Dune: Part Two briefly shoehorns Lady Margot Fenring in to perform only one of her roles from the book, that of a seductress who can maintain the Harkonnen bloodline for the Bene Gesserit breeding program. Princess Irulan appears too, under the thumb of Mohiam, who makes the Bene Gesserit seem vengeful in her late reveal about the order’s involvement in the downfall of House Atreides, a substantive deviation from the book. There is little to no room for enough character development to go beyond the stereotype of women as ‘femme fatales’ who manipulate and trap the men around them. And the lack of the Guild’s presence at the end prevents the audience from seeing this other major faction and how it plays similar games of politics.
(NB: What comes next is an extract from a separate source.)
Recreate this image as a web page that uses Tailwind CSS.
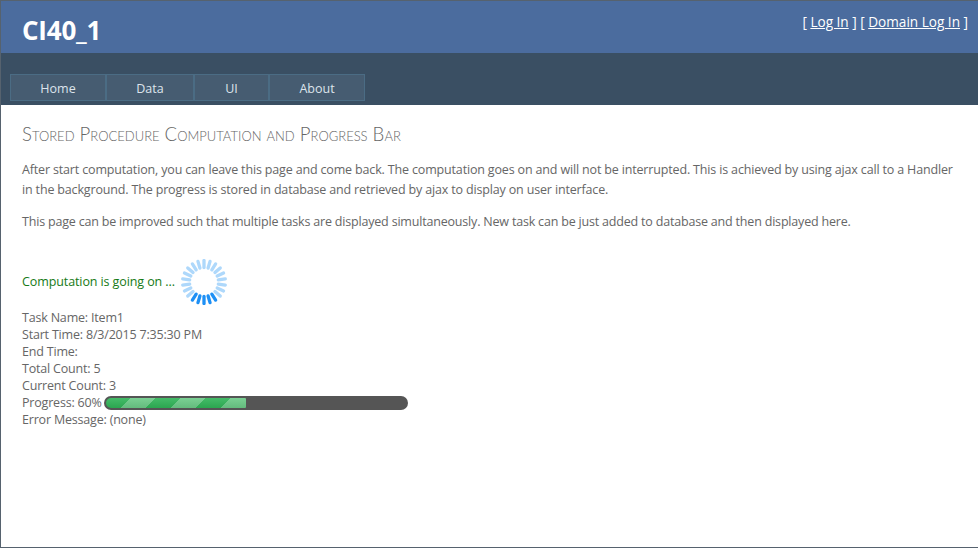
<!DOCTYPE html>
<html lang="en">
<head>
  <meta charset="UTF-8" />
  <title>CI40_1</title>
  <script src="https://cdn.jsdelivr.net/npm/@tailwindcss/browser@4"></script>
</head>
<body class="bg-white">
<div class="h-[548px] overflow-hidden border-t border-b border-l border-[#56626e] font-['Open_Sans',sans-serif] text-[12.5px] tracking-[-0.19px] text-[#666666]">

  <header class="h-[52px] bg-[#4b6c9e] flex justify-between">
    <h1 class="pl-[21px] pt-[11px] text-[26px] leading-[36px] font-bold tracking-[-0.2px] text-white">CI40_1</h1>
    <div class="pr-[10px] pt-[12px] text-[13.6px] leading-[18px] tracking-normal text-white">
      [ <a href="#" class="underline">Log In</a> ] [ <a href="#" class="underline">Domain Log In</a> ]
    </div>
  </header>

  <nav class="h-[52px] bg-[#3a4f63] pl-[9px] pt-[21px]">
    <ul class="flex w-fit h-[27px] border border-[#4b6c84] bg-[#465c71] text-[#dde4ec] text-[12.5px] leading-[27px] tracking-normal text-center">
      <li class="w-[96px] border-r-2 border-[#4b6c84]">Home</li>
      <li class="w-[88px] border-r-2 border-[#4b6c84]">Data</li>
      <li class="w-[75px] border-r-2 border-[#4b6c84]">UI</li>
      <li class="w-[94px]">About</li>
    </ul>
  </nav>

  <main class="pl-[21px] pt-[16px]">
    <h2 class="text-[18.6px] leading-[26px] tracking-normal font-['Lato',sans-serif] font-light [font-variant:small-caps] text-[#666666]">Stored Procedure Computation and Progress Bar</h2>
    <p class="mt-[13px] w-[938px] leading-[20px] tracking-[-0.16px]">After start computation, you can leave this page and come back. The computation goes on and will not be interrupted. This is achieved by using ajax call to a Handler in the background. The progress is stored in database and retrieved by ajax to display on user interface.</p>
    <p class="mt-[12px] leading-[20px]">This page can be improved such that multiple tasks are displayed simultaneously. New task can be just added to database and then displayed here.</p>

    <div class="mt-[26px] h-[48px] flex items-center gap-[6px] tracking-[-0.1px] text-[#167a16]">
      <span>Computation is going on ...</span>
      <svg id="spinner" width="46" height="46" viewBox="-23 -23 46 46" fill="none"></svg>
    </div>

    <div class="mt-[3px] leading-[17px]">
      <div>Task Name: Item1</div>
      <div>Start Time: 8/3/2015 7:35:30 PM</div>
      <div>End Time:</div>
      <div>Total Count: 5</div>
      <div>Current Count: 3</div>
      <div class="flex items-center gap-[2px]">
        <span>Progress: 60%</span>
        <div class="w-[304px] h-[14px] rounded-[7px] bg-[#555555] p-[2px]">
          <div class="w-[140px] h-[10px] rounded-l-[5px] rounded-r-[1px] bg-[linear-gradient(to_bottom,rgba(255,255,255,0.1),rgba(0,0,0,0.08)),repeating-linear-gradient(-45deg,#6ccb88_0,#6ccb88_17.7px,#2fb457_17.7px,#2fb457_35.4px)]"></div>
        </div>
      </div>
      <div>Error Message: (none)</div>
    </div>
  </main>
</div>

<script>
  // spokes of the loading ring, the darker ones sit at the bottom
  const spinner = document.getElementById("spinner");
  const spokes = 22;
  for (let i = 0; i < spokes; i++) {
    const angle = (i * 360) / spokes;
    const dark = angle > 140 && angle < 215;
    const line = document.createElementNS("http://www.w3.org/2000/svg", "line");
    line.setAttribute("x1", 0);
    line.setAttribute("y1", -14.5);
    line.setAttribute("x2", 0);
    line.setAttribute("y2", -21.5);
    line.setAttribute("stroke", dark ? "#1e90f5" : "#aed8fb");
    line.setAttribute("stroke-width", 3.3);
    line.setAttribute("stroke-linecap", "round");
    line.setAttribute("transform", `rotate(${angle})`);
    spinner.appendChild(line);
  }
</script>
</body>
</html>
But there is time to show a vision of a grown-up Alia telling Paul she loves him, and to show Jessica and Mohiam communicating telepathically, neither of which is from the book.

Lady Margot Fenring in Dune: Part Two
Lady Margot Fenring appears as a seductive figure to entrap Feyd-Rautha Harkonnen and continue the Bene Gesserit breeding program (Dune: Part Two, Warner Bros.)

Closing Thoughts

In the book Dune, author Frank Herbert crafted the Bene Gesserit as a way of showing and critiquing the power of religious ideas and the idea that humanity could or should be tightly controlled. In the process of developing this order of women, he equipped them with an incredible amount of control over their bodies and the skills and astuteness to wield power and influence through various channels. Likely modeled off of Herbert’s beloved spouse and writing partner Beverly, the character of Jessica remains one of the most fully developed female characters in science fiction, as well as being a three-dimensional mother figure.

Meanwhile, Denis Villeneuve’s film adaptations, seemingly in an attempt to be progressive, de-emphasize women’s love and concern for men and turn Jessica into a more violent character who loses the respect of her son and is left to her own devices. (The change to Chani is another story altogether…) The films emphasize the Bene Gesserit’s scheming and manipulation, which threatens to solidify the audience’s view of them as primarily villainous and reinforce problematic stereotypes about powerful women.